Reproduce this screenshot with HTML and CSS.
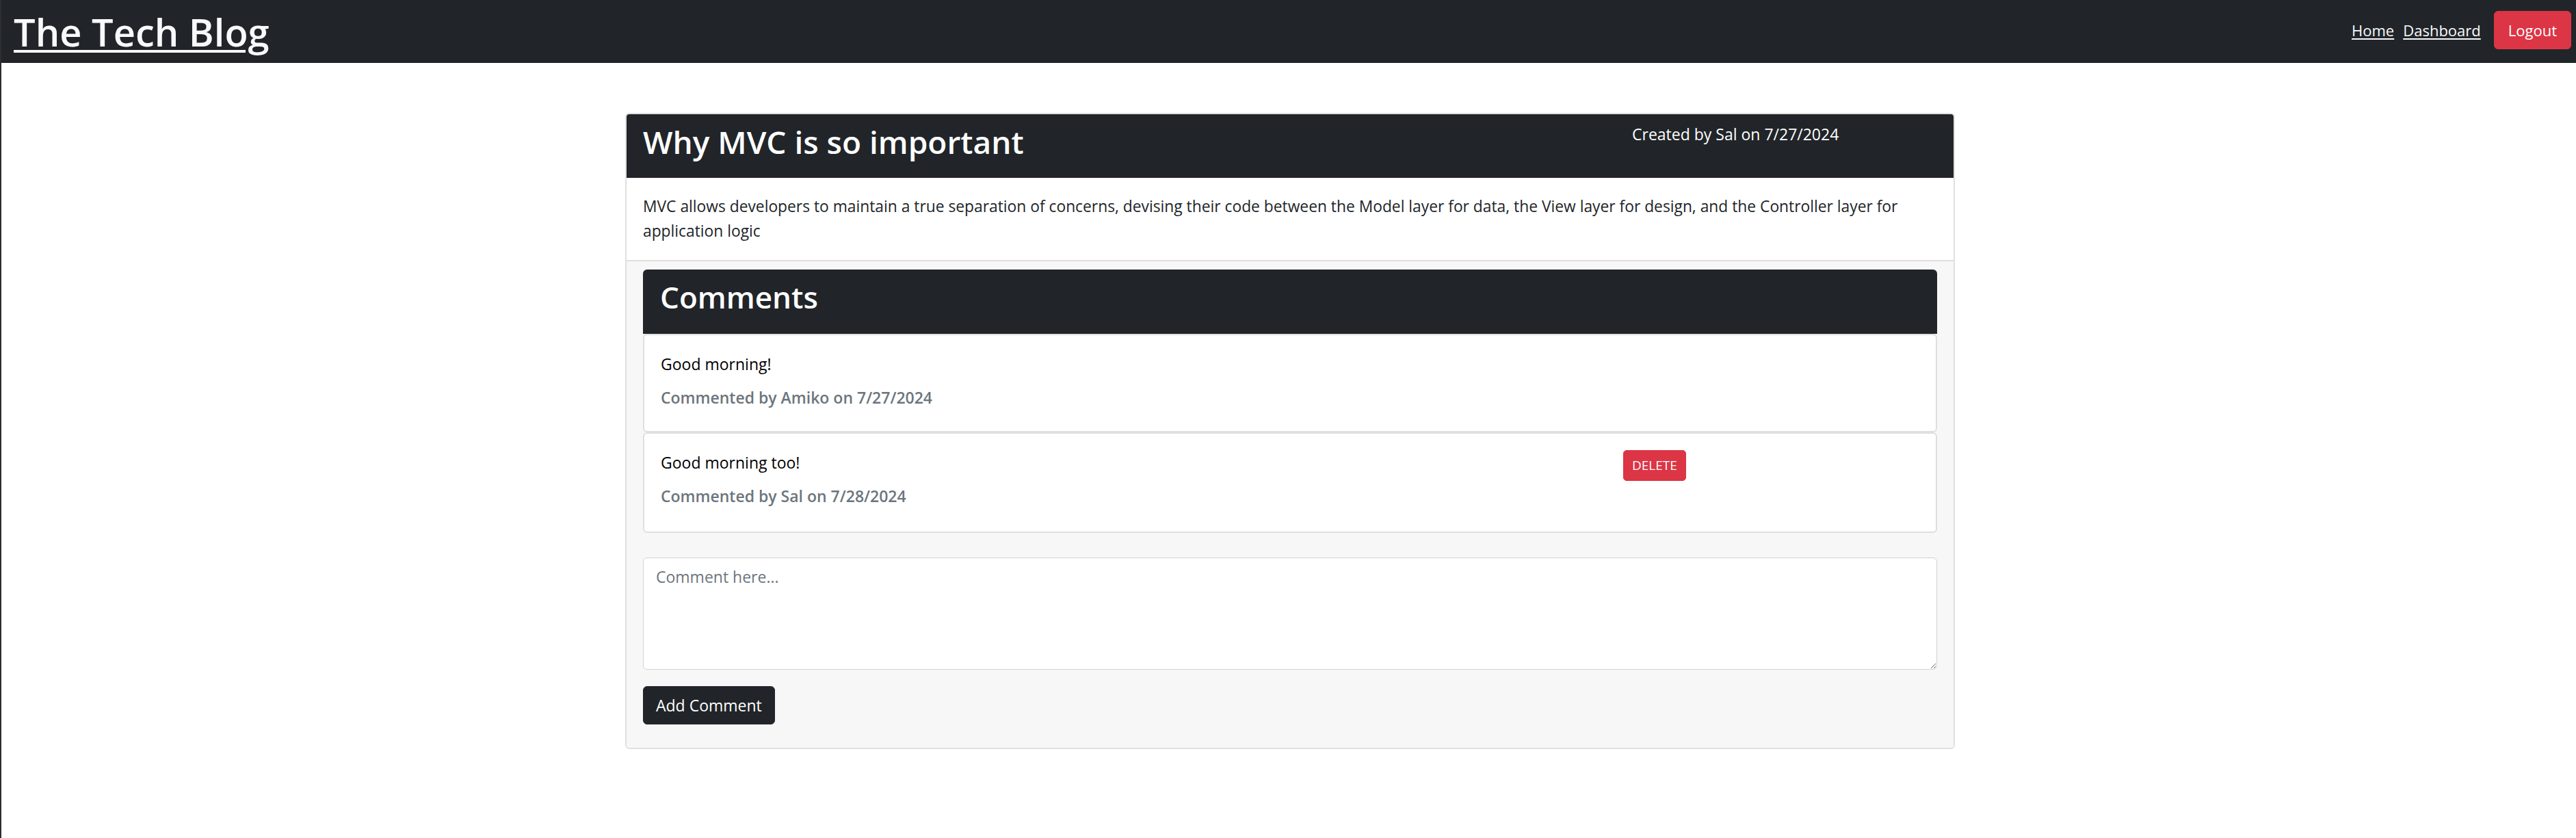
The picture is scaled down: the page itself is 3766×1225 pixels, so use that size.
FILE: index.html
```html
<!DOCTYPE html>
<html lang="en">
<head>
<meta charset="utf-8">
<title>The Tech Blog</title>
<link rel="stylesheet" href="styles.css">
</head>
<body>
<header class="navbar">
  <h1 class="brand"><a href="#">The Tech Blog</a></h1>
  <nav class="nav-right">
    <a class="nav-link" href="#">Home</a>
    <a class="nav-link" href="#">Dashboard</a>
    <button class="btn btn-danger btn-logout" type="button">Logout</button>
  </nav>
</header>
<main class="page">
  <article class="card post">
    <div class="card-header">
      <div class="row">
        <div class="col-9"><h2 class="post-title">Why MVC is so important</h2></div>
        <div class="col-3"><p class="post-meta">Created by Sal on 7/27/2024</p></div>
      </div>
    </div>
    <div class="card-body">
      <p class="post-text">MVC allows developers to maintain a true separation of concerns, devising their code between the Model layer for data, the View layer for design, and the Controller layer for application logic</p>
    </div>
    <div class="card-footer">
      <section class="comments">
        <div class="comments-header"><h2 class="comments-title">Comments</h2></div>
        <div class="comment">
          <div class="row">
            <div class="col-9">
              <p class="comment-text">Good morning!</p>
              <h6 class="comment-meta">Commented by Amiko on 7/27/2024</h6>
            </div>
            <div class="col-3"></div>
          </div>
        </div>
        <div class="comment">
          <div class="row">
            <div class="col-9">
              <p class="comment-text">Good morning too!</p>
              <h6 class="comment-meta">Commented by Sal on 7/28/2024</h6>
            </div>
            <div class="col-3"><button class="btn btn-danger btn-sm" type="button">DELETE</button></div>
          </div>
        </div>
      </section>
      <form class="comment-form">
        <textarea class="form-control" rows="4" placeholder="Comment here..."></textarea>
        <button class="btn btn-dark btn-add" type="button">Add Comment</button>
      </form>
    </div>
  </article>
</main>
</body>
</html>
```

FILE: styles.css
```css
* { box-sizing: border-box; }

html { background: #fff; }

body {
  margin: 0;
  min-height: 100vh;
  border-left: 2px solid #2e2e2e;
  font-family: "Open Sans", "Noto Sans", sans-serif;
  font-size: 23px;
  line-height: 36px;
  color: #212529;
  background: #fff;
}

/* ---------- navbar ---------- */
.navbar {
  height: 92px;
  background: #212529;
  display: flex;
  align-items: center;
  justify-content: space-between;
  padding: 0 7px 0 18px;
}

.brand {
  margin: 0;
  font-size: 56px;
  line-height: 70px;
  font-weight: 600;
}

.brand a {
  color: #f8f9fa;
  text-decoration: underline;
  text-decoration-thickness: 4px;
  text-underline-offset: 5px;
}

.nav-right {
  display: flex;
  align-items: baseline;
  margin-bottom: 4px;
}

.nav-link {
  color: #f8f9fa;
  font-size: 22px;
  text-decoration: underline;
  text-decoration-thickness: 2px;
  text-underline-offset: 3px;
  margin-right: 13px;
}

.nav-link + .nav-link { margin-right: 19px; }

/* ---------- buttons ---------- */
.btn {
  font-family: inherit;
  font-size: 22px;
  line-height: 36px;
  padding: 9px 20px;
  border: 1px solid transparent;
  border-radius: 6px;
  color: #fff;
  cursor: pointer;
}

.btn-danger { background: #dc3545; border-color: #dc3545; }
.btn-dark { background: #212529; border-color: #212529; }

.btn-sm {
  font-size: 19px;
  line-height: 31px;
  padding: 6px 12px;
  border-radius: 5px;
}

/* ---------- layout ---------- */
.page {
  padding: 73px 0 0 4px;
}

.card {
  width: 1944px;
  margin: 0 auto;
  border: 2px solid #e0e0e0;
  border-radius: 6px;
  background: #fff;
  overflow: hidden;
}

.row {
  display: flex;
  margin: 0 -18px;
}

.col-9 { flex: 0 0 75%; padding: 0 18px; }
.col-3 { flex: 0 0 25%; padding: 0 18px; }

/* ---------- post ---------- */
.card-header {
  background: #212529;
  color: #fff;
  padding: 11px 24px 12px;
}

.post-title {
  margin: 0 0 12px;
  font-size: 46px;
  line-height: 58px;
  font-weight: 600;
  color: #fff;
}

.post-meta {
  margin: 0;
  color: #fff;
}

.card-body {
  padding: 24px;
}

.post-text {
  margin: 0;
  font-size: 22.8px;
}

.card-footer {
  background: #f7f7f7;
  border-top: 2px solid #dfdfdf;
  padding: 12px 24px 12px;
}

/* ---------- comments ---------- */
.comments-header {
  background: #212529;
  border-radius: 6px 6px 0 0;
  padding: 12px 25px;
}

.comments-title {
  margin: 0 0 14px;
  font-size: 44px;
  line-height: 56px;
  font-weight: 600;
  color: #fff;
}

.comment {
  background: #fff;
  border: 2px solid #dfdfdf;
  border-radius: 6px;
  padding: 24px;
}

.comment:last-child { padding-bottom: 27px; }

.comment-text {
  margin: 0 0 17px;
  color: #000;
}

.comment-meta {
  margin: 0 0 10px;
  font-size: 23px;
  line-height: 29px;
  font-weight: 600;
  color: #6c757d;
}

/* ---------- form ---------- */
.comment-form {
  display: flex;
  flex-direction: column;
  align-items: flex-start;
  padding-top: 36px;
}

.form-control {
  display: block;
  width: 100%;
  height: 164px;
  font-family: inherit;
  font-size: 23px;
  line-height: 36px;
  padding: 9px 18px;
  color: #212529;
  background: #fff;
  border: 1px solid #ced4da;
  border-radius: 6px;
}

.form-control::placeholder { color: #6c757d; }

.btn-add {
  margin: 24px 0 22px;
  padding: 9px 18px;
  font-size: 23px;
}
```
-.-.-
▸ **DIRECTIONS FOR THIS TASK**: Copy every line of the data word for word, omitting the images.

▸ **ANSWER TO THIS TASK**:
Reproduce this screenshot with HTML and CSS.
The picture is scaled down: the page itself is 3766×1225 pixels, so use that size.
FILE: index.html
```html
<!DOCTYPE html>
<html lang="en">
<head>
<meta charset="utf-8">
<title>The Tech Blog</title>
<link rel="stylesheet" href="styles.css">
</head>
<body>
<header class="navbar">
  <h1 class="brand"><a href="#">The Tech Blog</a></h1>
  <nav class="nav-right">
    <a class="nav-link" href="#">Home</a>
    <a class="nav-link" href="#">Dashboard</a>
    <button class="btn btn-danger btn-logout" type="button">Logout</button>
  </nav>
</header>
<main class="page">
  <article class="card post">
    <div class="card-header">
      <div class="row">
        <div class="col-9"><h2 class="post-title">Why MVC is so important</h2></div>
        <div class="col-3"><p class="post-meta">Created by Sal on 7/27/2024</p></div>
      </div>
    </div>
    <div class="card-body">
      <p class="post-text">MVC allows developers to maintain a true separation of concerns, devising their code between the Model layer for data, the View layer for design, and the Controller layer for application logic</p>
    </div>
    <div class="card-footer">
      <section class="comments">
        <div class="comments-header"><h2 class="comments-title">Comments</h2></div>
        <div class="comment">
          <div class="row">
            <div class="col-9">
              <p class="comment-text">Good morning!</p>
              <h6 class="comment-meta">Commented by Amiko on 7/27/2024</h6>
            </div>
            <div class="col-3"></div>
          </div>
        </div>
        <div class="comment">
          <div class="row">
            <div class="col-9">
              <p class="comment-text">Good morning too!</p>
              <h6 class="comment-meta">Commented by Sal on 7/28/2024</h6>
            </div>
            <div class="col-3"><button class="btn btn-danger btn-sm" type="button">DELETE</button></div>
          </div>
        </div>
      </section>
      <form class="comment-form">
        <textarea class="form-control" rows="4" placeholder="Comment here..."></textarea>
        <button class="btn btn-dark btn-add" type="button">Add Comment</button>
      </form>
    </div>
  </article>
</main>
</body>
</html>
```

FILE: styles.css
```css
* { box-sizing: border-box; }

html { background: #fff; }

body {
  margin: 0;
  min-height: 100vh;
  border-left: 2px solid #2e2e2e;
  font-family: "Open Sans", "Noto Sans", sans-serif;
  font-size: 23px;
  line-height: 36px;
  color: #212529;
  background: #fff;
}

/* ---------- navbar ---------- */
.navbar {
  height: 92px;
  background: #212529;
  display: flex;
  align-items: center;
  justify-content: space-between;
  padding: 0 7px 0 18px;
}

.brand {
  margin: 0;
  font-size: 56px;
  line-height: 70px;
  font-weight: 600;
}

.brand a {
  color: #f8f9fa;
  text-decoration: underline;
  text-decoration-thickness: 4px;
  text-underline-offset: 5px;
}

.nav-right {
  display: flex;
  align-items: baseline;
  margin-bottom: 4px;
}

.nav-link {
  color: #f8f9fa;
  font-size: 22px;
  text-decoration: underline;
  text-decoration-thickness: 2px;
  text-underline-offset: 3px;
  margin-right: 13px;
}

.nav-link + .nav-link { margin-right: 19px; }

/* ---------- buttons ---------- */
.btn {
  font-family: inherit;
  font-size: 22px;
  line-height: 36px;
  padding: 9px 20px;
  border: 1px solid transparent;
  border-radius: 6px;
  color: #fff;
  cursor: pointer;
}

.btn-danger { background: #dc3545; border-color: #dc3545; }
.btn-dark { background: #212529; border-color: #212529; }

.btn-sm {
  font-size: 19px;
  line-height: 31px;
  padding: 6px 12px;
  border-radius: 5px;
}

/* ---------- layout ---------- */
.page {
  padding: 73px 0 0 4px;
}

.card {
  width: 1944px;
  margin: 0 auto;
  border: 2px solid #e0e0e0;
  border-radius: 6px;
  background: #fff;
  overflow: hidden;
}

.row {
  display: flex;
  margin: 0 -18px;
}

.col-9 { flex: 0 0 75%; padding: 0 18px; }
.col-3 { flex: 0 0 25%; padding: 0 18px; }

/* ---------- post ---------- */
.card-header {
  background: #212529;
  color: #fff;
  padding: 11px 24px 12px;
}

.post-title {
  margin: 0 0 12px;
  font-size: 46px;
  line-height: 58px;
  font-weight: 600;
  color: #fff;
}

.post-meta {
  margin: 0;
  color: #fff;
}

.card-body {
  padding: 24px;
}

.post-text {
  margin: 0;
  font-size: 22.8px;
}

.card-footer {
  background: #f7f7f7;
  border-top: 2px solid #dfdfdf;
  padding: 12px 24px 12px;
}

/* ---------- comments ---------- */
.comments-header {
  background: #212529;
  border-radius: 6px 6px 0 0;
  padding: 12px 25px;
}

.comments-title {
  margin: 0 0 14px;
  font-size: 44px;
  line-height: 56px;
  font-weight: 600;
  color: #fff;
}

.comment {
  background: #fff;
  border: 2px solid #dfdfdf;
  border-radius: 6px;
  padding: 24px;
}

.comment:last-child { padding-bottom: 27px; }

.comment-text {
  margin: 0 0 17px;
  color: #000;
}

.comment-meta {
  margin: 0 0 10px;
  font-size: 23px;
  line-height: 29px;
  font-weight: 600;
  color: #6c757d;
}

/* ---------- form ---------- */
.comment-form {
  display: flex;
  flex-direction: column;
  align-items: flex-start;
  padding-top: 36px;
}

.form-control {
  display: block;
  width: 100%;
  height: 164px;
  font-family: inherit;
  font-size: 23px;
  line-height: 36px;
  padding: 9px 18px;
  color: #212529;
  background: #fff;
  border: 1px solid #ced4da;
  border-radius: 6px;
}

.form-control::placeholder { color: #6c757d; }

.btn-add {
  margin: 24px 0 22px;
  padding: 9px 18px;
  font-size: 23px;
}
```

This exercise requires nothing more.